We also went to Burritt Street, where Spade’s partner, Miles Archer, was lured to his death by his seemingly innocent client, Brigid O”Shaughnessy, and not shot and killed, as she had claimed, by one Floyd Thursby.

Spade said” “Miles hadn’t many brains, but, Christ! he had too many years’ experience as a detective to be caught like that by a man he was shadowing. Up a blind alley with his gun tucked away on his hip and his overcoat buttoned? Not a chance. He was a dumb as any man ought to be, but he wasn’t quite that dumb …
He ran his tongue over the inside of his lips and smiled affectionately at the girl. He said: “But he’d’ve gone up there with you, angel, if he was sure nobody else was up there. You were his client, so he would have had no reason for not dropping the shadow on your say-so, and if you caught up with him and asked him to go up there he’d’ve gone. He was just dumb enough for that. He’d’ve looked you up and down and licked his lips and gone grinning from ear to ear – and then you could’ve stood as close to him as you liked in the dark and put a hole through him with the gun you had got from Thursby that evening.”

Finally, before leaving the subject of Daniel Woodrell, it’s worth noting that of his nine novels, three have been turned into films: not a bad ratio.
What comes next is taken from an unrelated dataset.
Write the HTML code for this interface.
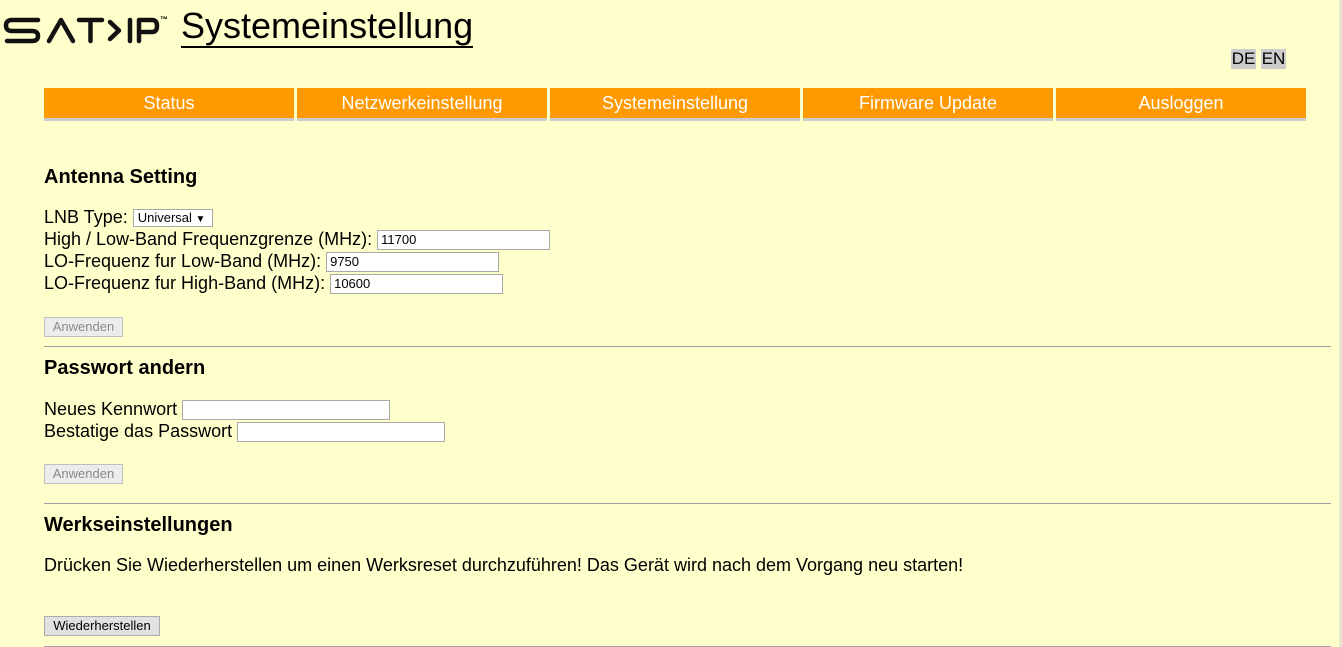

Woe to Live Onwas filmed by Ang Lee in 1999 under the title, Ride With the Devil; Debra Granik made Winter’s Bone in 2010; and Tomato Red was filmed by Juanita Wilson in 2017. Of the three, it seems to me that Winter’s Bone is the most successful. In part this may be due to the fact that it was largely filmed in the Ozarks, where the novel is set, and Dan, I believe, helped both with the locations and in persuading some of the locals to take part. Without losing on the finer points of atmosphere and characterisation, Granik never allows the pace of the narrative to slacken, and she secures a compelling performance from Jennifer Lawrence in her ‘breakthrough’ role.